Hopefully in a month I will have finally finished my bachelor’s in environmental science. It’s been a very odd ride and I’d be lying if I said it was amazing 100% the whole time, because there were some years that really sucked.
As I mentioned a few times a month ago I went to the Texas Teen Book Festival in Austin and I noticed that a main theme from the talks from the authors was following your dreams. Mindy Kaling actually gave advice in how to succeed via the academic rout of entertainment while YA author Laini Taylor mentioned that sometimes following your dreams involves living a harder life or possibly even keeping it as a part time thing in terms of income.
Today I’d like to thank my parents for doing something many parents are unsure about when raising their procreation statistic from birth to eighteen (or sooner). From friends that are parents I’ve been told that they do feel bad about telling their kids to a certain rout of academia for the sake of job security. My parents did something different than most other parents, they let me follow my dreams. Granted I didn’t really have goals as a teenager. I had other concerns in life that at the time made up most of my anxiety than most of my peers.
I did have three dreams though; become an author or writer, become a YouTube celebrity, go into stand up comedy. During highschool I did go through the culinary arts program, and although I did love it very much and got accepted to Cordon Bleu, I had to be honest with myself and realize I couldn’t handle the stress of being a chef (ironically those skills have proved the most useful in my adult life). The dream of being a YouTube celebrity was also thrown out the window since I had no access to fancy recording equipment (I got my first digital camera at 18) and YouTube just wasn’t what it is now at the time. So that left being an author or writer.

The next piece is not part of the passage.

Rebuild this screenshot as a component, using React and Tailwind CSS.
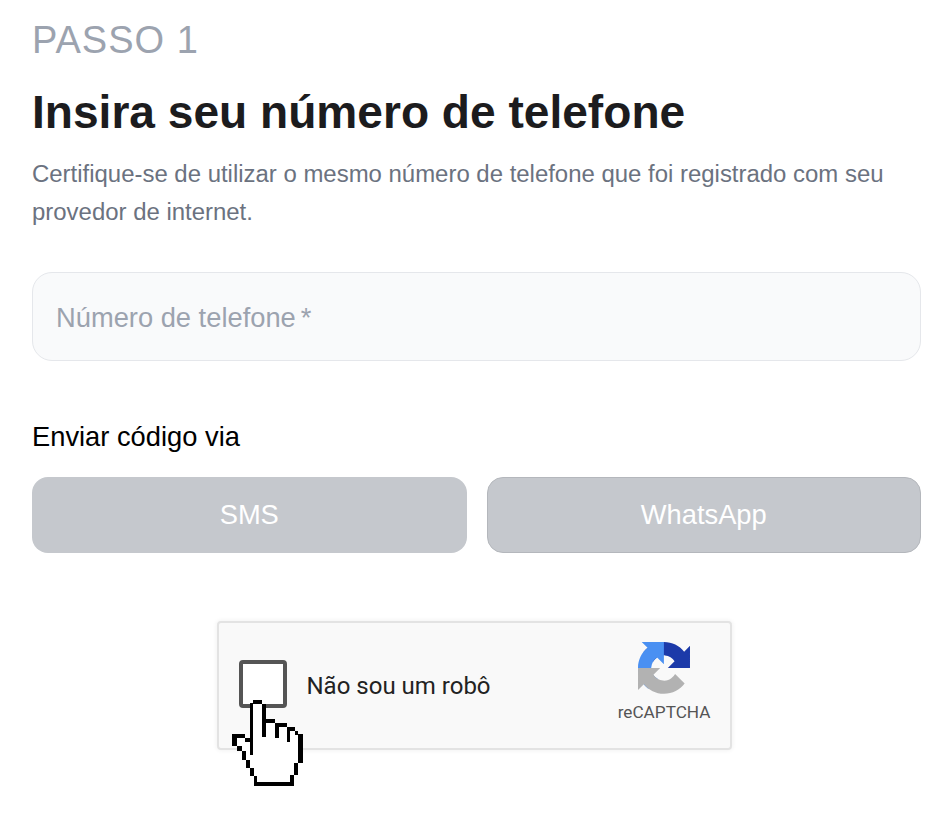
const Hand = () => (
  <svg viewBox="60 265 225 270" className="absolute left-[11px] top-[75px] w-[75px] h-[90px]" shapeRendering="crispEdges">
    <path
      fill="#fff"
      d="M65 380H105V390H120V280H130V270H155V285H167V328H195V342H230V355H255V365H265V375H278V460H265V495H252V530H132V500H120V475H108V450H95V425H80V410H65Z"
    />
    <path
      fill="#000"
      d="M130 270H155V282H130ZM120 280H130V437H120ZM155 282H167V383H155ZM167 328H195V340H167ZM195 340H207V386H195ZM207 340H230V352H207ZM230 352H240V397H230ZM240 352H255V364H240ZM255 364H265V376H255ZM265 374H278V460H265ZM252 460H265V495H252ZM240 495H252V530H240ZM132 518H240V530H132ZM132 500H142V518H132ZM120 475H132V500H120ZM108 450H120V475H108ZM95 425H108V450H95ZM80 410H95V425H80ZM65 372H105V385H80V410H65ZM105 385H120V397H105Z"
    />
  </svg>
);

const RecaptchaLogo = () => (
  <svg viewBox="0 0 64 64" className="w-[52px] h-[52px]">
    <path fill="#1c3aa9" d="M64 31.955l-.033-1.37V4.687l-7.16 7.16C50.948 4.674 42.033.093 32.05.093c-10.4 0-19.622 4.96-25.458 12.64l11.736 11.86a15.55 15.55 0 0 1 4.754-5.334c2.05-1.6 4.952-2.906 8.968-2.906.485 0 .86.057 1.135.163 4.976.393 9.288 3.14 11.828 7.124l-8.307 8.307L63.997 32" />
    <path fill="#4a90f2" d="M31.862 0l-1.37.033H4.594l7.16 7.16C4.58 13.052 0 21.967 0 31.95c0 10.4 4.96 19.622 12.64 25.458L24.5 45.672a15.55 15.55 0 0 1-5.334-4.754c-1.6-2.05-2.906-4.952-2.906-8.968 0-.485.057-.86.163-1.135.393-4.976 3.14-9.288 7.124-11.828l8.307 8.307L31.906.004" />
    <path fill="#b2b2b2" d="M.002 31.953l.033 1.37v25.898l7.16-7.16c5.86 7.173 14.774 11.754 24.76 11.754 10.4 0 19.622-4.96 25.458-12.64L45.677 39.32a15.55 15.55 0 0 1-4.754 5.334c-2.05 1.6-4.952 2.906-8.968 2.906-.485 0-.86-.057-1.135-.163-4.976-.393-9.288-3.14-11.828-7.124l8.307-8.307L.002 31.953" />
  </svg>
);

const App = () => {
  return (
    <div className="min-h-screen bg-white pl-8 pr-[27px] pt-[16px] font-['Liberation_Sans',Arial,sans-serif]">
      <p className="text-[38px] leading-[48px] tracking-[1px] text-[#9ca3af]">PASSO 1</p>
      <h1 className="mt-[22px] text-[46.1px] leading-[52px] font-bold text-[#1c1c1e]">Insira seu número de telefone</h1>
      <p className="mt-[17px] text-[23.95px] leading-[38px] text-[#6b7280]">
        Certifique-se de utilizar o mesmo número de telefone que foi registrado com seu provedor de internet.
      </p>

      {/* Phone input */}
      <div className="mt-[41px] h-[89px] flex items-center px-[23px] pt-[4px] bg-[#f9fafb] border border-[#e5e7eb] rounded-[20px]">
        <span className="text-[27.3px] text-[#9ca3af]">Número de telefone<span className="ml-[5px]">*</span></span>
      </div>

      <p className="mt-[60px] text-[27.3px] leading-[32px] text-black">Enviar código via</p>

      <div className="mt-[24px] grid grid-cols-2 gap-5">
        <button className="h-[76px] rounded-[16px] bg-[#c5c8cd] text-white text-[27.3px]">SMS</button>
        <button className="h-[76px] rounded-[16px] bg-[#c5c8cd] border border-[#b4b7bc] text-white text-[27.3px]">WhatsApp</button>
      </div>

      {/* Captcha */}
      <div className="flex justify-center mt-[68px] pr-[5px]">
        <div className="relative w-[515px] h-[129px] flex items-center bg-[#f9f9f9] border-2 border-[#e3e3e3] rounded-[4px] shadow-[0_0_4px_1px_rgba(0,0,0,0.05)] pl-[20px] pr-[19px]">
          <div className="w-[48px] h-[48px] mb-[3px] bg-white border-[4px] border-[#555] rounded-[4px]" />
          <span className="ml-[20px] text-[24px] text-[#222] font-['Roboto',sans-serif]">Não sou um robô</span>
          <div className="ml-auto flex flex-col items-center pb-[8px]">
            <RecaptchaLogo />
            <span className="mt-[8px] text-[17.2px] leading-[20px] text-[#555] font-['Roboto',sans-serif]">reCAPTCHA</span>
          </div>
          <Hand />
        </div>
      </div>
    </div>
  );
};

export default App;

I was never open about being a stand up comedian, essentially because I was quiet with everyone but my small group of friends. In Speech class when we were offered to do a presentation as our final exam, I asked if I could do five minutes of stand up. My teacher gave me the greenlight under the condition that I couldn’t swear, make any innuendos, insult or make fun of my classmates, no racial slurs (not even poking fun at hispanic heritage), and plagiarize any other stand up routines. I followed the guidelines, got my classmates to laugh, and got an A+. I followed my better judgment and set aside that dream.
When I expressed my dream of being an author many adults thought it applied to being a journalist (they may have been onto something since I do enjoy doing book and movie reviews). When I said I wanted to write stories other adults would pull the race card and think I wanted to write about my Hispanic heritage and whatever struggles I had in life based on it. And while I think those stories are great and I can relate to a few of them, it’s a gimmick and we all know how I feel about those.
What I wanted to write about was essentially my own stories of a variety of people joining forces and overcoming differences to fight evil, badass girls using magic to save the day, and to be honest I wanted to write lgbt stories from the start. I wanted to write lgbt characters doin things you didn’t see them doing at the time (and even now don’t see them doing so often), I wanted to write them as something beyond the stereotype of flashy clothes, being bitchy, etc. I wanted to show them as performing cool magic stuff, using swords, having layers in their personality beyond “token gay friend”.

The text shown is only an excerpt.